En los últimos capítulos del libro, Klavan analiza los avances científicos de los siglos XIX y XX, que transformaron radicalmente la forma en que los científicos pensaban sobre el mundo material. Los trabajos de James Maxwell sobre el electromagnetismo allanaron el camino a los tremendos avances de Einstein, que cambiaron nuestra forma de pensar sobre la relación entre materia, energía y tiempo. Después llegó la revolución cuántica, y todo lo que creíamos saber sobre la mente y la materia explotó.

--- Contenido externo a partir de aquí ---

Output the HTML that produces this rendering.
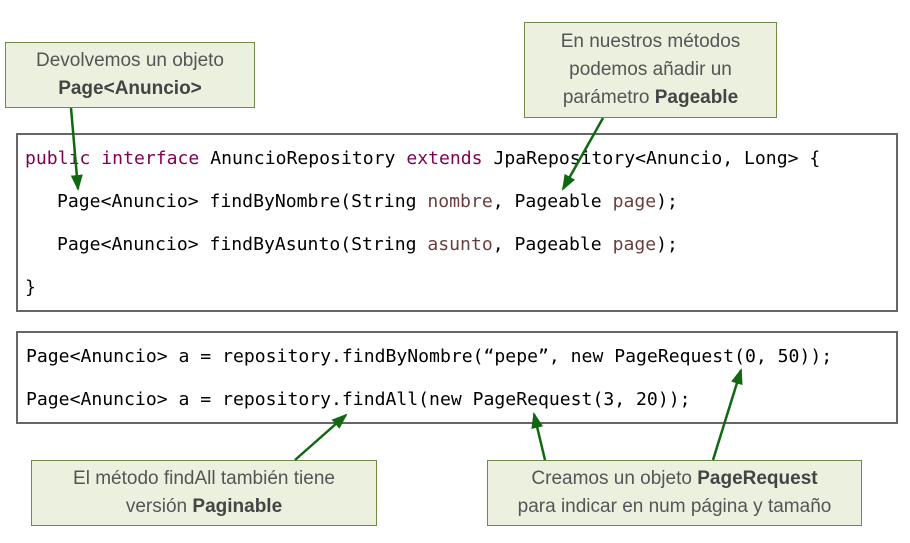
<!DOCTYPE html>
<html><head><style>
body{margin:0;width:910px;height:543px;background:#fff;position:relative;overflow:hidden}
.code{position:absolute;left:16px;width:882px;border:2px solid #666;box-sizing:border-box;background:#fff}
.ln{position:absolute;font-family:"DejaVu Sans Mono","Liberation Mono",monospace;font-size:18.1px;color:#000;white-space:pre;line-height:20px}
.k{color:#7f0055}.p{color:#6a3e3e}
.co{position:absolute;background:#ebf1de;border:1.5px solid #6f8a4a;box-sizing:border-box;font-family:"Liberation Sans",sans-serif;font-size:19px;color:#555;text-align:center;line-height:28px;display:flex;flex-direction:column;justify-content:center}
b{color:#444}
svg{position:absolute;left:0;top:0}
</style></head><body>
<div class="code" style="top:133px;height:179px"></div>
<div class="code" style="top:331px;height:93px"></div>
<div class="ln" style="left:25px;top:149px"><span class="k">public</span> <span class="k">interface</span> AnuncioRepository <span class="k">extends</span> JpaRepository&lt;Anuncio, Long&gt; {</div>
<div class="ln" style="left:57px;top:192px">Page&lt;Anuncio&gt; findByNombre(String <span class="p">nombre</span>, Pageable <span class="p">page</span>);</div>
<div class="ln" style="left:57px;top:235px">Page&lt;Anuncio&gt; findByAsunto(String <span class="p">asunto</span>, Pageable <span class="p">page</span>);</div>
<div class="ln" style="left:25px;top:278px">}</div>
<div class="ln" style="left:26px;top:347px">Page&lt;Anuncio&gt; a = repository.findByNombre(“pepe”, new PageRequest(0, 50));</div>
<div class="ln" style="left:26px;top:390px">Page&lt;Anuncio&gt; a = repository.findAll(new PageRequest(3, 20));</div>
<div class="co" style="left:5px;top:42px;width:250px;height:66px"><div>Devolvemos un objeto</div><div><b>Page&lt;Anuncio&gt;</b></div></div>
<div class="co" style="left:524px;top:22px;width:253px;height:96px"><div>En nuestros métodos</div><div>podemos añadir un</div><div>parámetro <b>Pageable</b></div></div>
<div class="co" style="left:31px;top:460px;width:346px;height:66px"><div>El método findAll también tiene</div><div>versión <b>Paginable</b></div></div>
<div class="co" style="left:487px;top:460px;width:375px;height:66px"><div>Creamos un objeto <b>PageRequest</b></div><div>para indicar en num página y tamaño</div></div>
<svg width="910" height="543">
<defs><marker id="m" markerWidth="16" markerHeight="16" refX="14" refY="8" orient="auto" markerUnits="userSpaceOnUse"><path d="M0,2 L16,8 L0,14z" fill="#106810"/></marker></defs>
<g stroke="#106810" stroke-width="2.5" fill="none" marker-end="url(#m)">
<line x1="71" y1="108" x2="78" y2="189"/>
<line x1="603" y1="118" x2="563" y2="189"/>
<line x1="295" y1="460" x2="346" y2="415"/>
<line x1="545" y1="460" x2="534" y2="414"/>
<line x1="713" y1="460" x2="741" y2="370"/>
</g></svg>
</body></html>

El antiguo sistema partía de la base de que una cosa tenía que estar en un lugar determinado en un momento concreto. Pero, ¿es así? Se suponía que una cosa que se desplazaba del punto A al punto B debía atravesar todo el espacio intermedio. ¿Pero estamos seguros de ello? Resulta que los átomos no se parecen en nada a las bolas de billar y, al explorar el reino subatómico, los físicos se toparon con un descubrimiento sorprendente. Parece que hay cosas a este nivel que se comportan como «se supone» que lo hacen los objetos materiales sólo cuando los estamos mirando. «Las ecuaciones cuánticas no describen los contornos de un mundo que podemos ver y tocar: describen los límites en los que las cosas dejan de ser tangibles o visibles», escribe Klavan. «El mundo más allá de esos límites no está hecho de objetos sólidos».

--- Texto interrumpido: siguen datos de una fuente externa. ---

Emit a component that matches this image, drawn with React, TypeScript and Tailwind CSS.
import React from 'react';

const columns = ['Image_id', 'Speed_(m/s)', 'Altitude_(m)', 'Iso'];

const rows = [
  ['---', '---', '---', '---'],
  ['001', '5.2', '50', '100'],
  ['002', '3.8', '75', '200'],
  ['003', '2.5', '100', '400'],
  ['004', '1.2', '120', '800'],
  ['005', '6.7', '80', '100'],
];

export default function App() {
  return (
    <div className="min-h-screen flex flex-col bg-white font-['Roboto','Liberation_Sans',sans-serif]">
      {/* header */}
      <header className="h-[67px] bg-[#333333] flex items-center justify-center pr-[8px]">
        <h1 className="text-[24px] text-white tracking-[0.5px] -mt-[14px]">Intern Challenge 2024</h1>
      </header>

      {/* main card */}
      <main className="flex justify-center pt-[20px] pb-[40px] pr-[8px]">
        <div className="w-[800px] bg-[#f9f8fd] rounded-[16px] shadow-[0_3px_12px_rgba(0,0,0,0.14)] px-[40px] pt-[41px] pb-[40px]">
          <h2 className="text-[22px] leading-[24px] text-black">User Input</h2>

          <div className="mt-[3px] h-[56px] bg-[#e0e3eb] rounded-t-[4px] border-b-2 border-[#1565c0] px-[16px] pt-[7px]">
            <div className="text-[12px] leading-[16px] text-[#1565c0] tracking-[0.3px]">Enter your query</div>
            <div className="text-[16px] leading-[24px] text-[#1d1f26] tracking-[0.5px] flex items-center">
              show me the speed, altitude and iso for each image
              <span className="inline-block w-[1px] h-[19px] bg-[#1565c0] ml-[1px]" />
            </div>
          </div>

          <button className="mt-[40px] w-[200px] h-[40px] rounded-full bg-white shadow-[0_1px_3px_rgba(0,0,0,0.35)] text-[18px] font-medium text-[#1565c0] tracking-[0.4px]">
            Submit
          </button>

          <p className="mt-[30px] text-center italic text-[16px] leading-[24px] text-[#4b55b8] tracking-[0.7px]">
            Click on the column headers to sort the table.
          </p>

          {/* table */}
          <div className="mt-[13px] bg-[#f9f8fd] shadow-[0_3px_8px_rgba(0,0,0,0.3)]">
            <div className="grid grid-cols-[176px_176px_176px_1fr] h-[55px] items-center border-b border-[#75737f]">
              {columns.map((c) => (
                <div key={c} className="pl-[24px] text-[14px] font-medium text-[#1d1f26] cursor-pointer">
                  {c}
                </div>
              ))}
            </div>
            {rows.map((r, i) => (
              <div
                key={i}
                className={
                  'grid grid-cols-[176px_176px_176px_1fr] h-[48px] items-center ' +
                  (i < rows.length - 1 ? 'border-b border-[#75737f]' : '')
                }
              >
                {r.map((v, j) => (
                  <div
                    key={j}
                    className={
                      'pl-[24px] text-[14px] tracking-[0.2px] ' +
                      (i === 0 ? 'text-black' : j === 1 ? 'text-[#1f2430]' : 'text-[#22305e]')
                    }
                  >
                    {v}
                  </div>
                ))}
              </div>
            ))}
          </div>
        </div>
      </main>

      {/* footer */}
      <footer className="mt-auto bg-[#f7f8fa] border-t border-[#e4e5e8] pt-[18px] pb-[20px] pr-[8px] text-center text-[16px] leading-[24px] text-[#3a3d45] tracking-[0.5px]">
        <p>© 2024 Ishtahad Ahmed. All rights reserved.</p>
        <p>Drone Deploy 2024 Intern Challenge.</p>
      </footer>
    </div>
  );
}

Algunos podrían tener la tentación de descartar la revolución cuántica, tratando el mundo subatómico como un fantasma o una fantasía. Pero sabemos cosas sobre él y hemos utilizado la mecánica cuántica para lograr cosas notables. Está claro que es real. Lo único razonable en una coyuntura así es reajustar nuestros paradigmas una vez más, aceptando que la antigua forma de pensar sobre la mente y la materia era inadecuada. Para un teísta, eso puede ser emocionante. Una vez más, descubrimos capas completamente nuevas de la creación, maravillosas y extrañas (y extremadamente útiles). Una vez más, resulta que nuestras mentes racionales tienen capacidades extraordinarias que nos permiten comprender el misterio. ¡Gracias a Dios!
Para el materialista, la situación es mucho más sombría. Estaba muy apegado a sus trozos de materia.
Como era de esperar, muchos materialistas científicos han intentado salvar su fe metafísicamente empobrecida ideando torpes apaños. Hablan de la «teoría del multiverso» o de la «superveniencia». Algunas personas están dispuestas a decir o creer casi cualquier cosa antes que abrir la puerta a la posibilidad de que un Creador pueda ser realmente «la explicación más sencilla» de lo que vemos a nuestro alrededor cada día.
La ciencia es, en efecto, real, y nadie que ame a Dios debería sentirse angustiado por el estudio de su creación. De hecho, deberíamos desbordar gratitud por las galaxias de maravillas, que se extienden a distancias insondables en todas direcciones y, sin embargo, también esperan a ser descubiertas en un reino demasiado pequeño para ser visto. Hemos sido verdaderamente bendecidos. Al mismo tiempo, hemos visto cómo los éxitos científicos pueden engendrar tanto orgullo como graves errores filosóficos. Es hora de trabajar para curar ese daño. Light of the Mind, Light of the World ofrece algunas pistas sobre cómo hacerlo.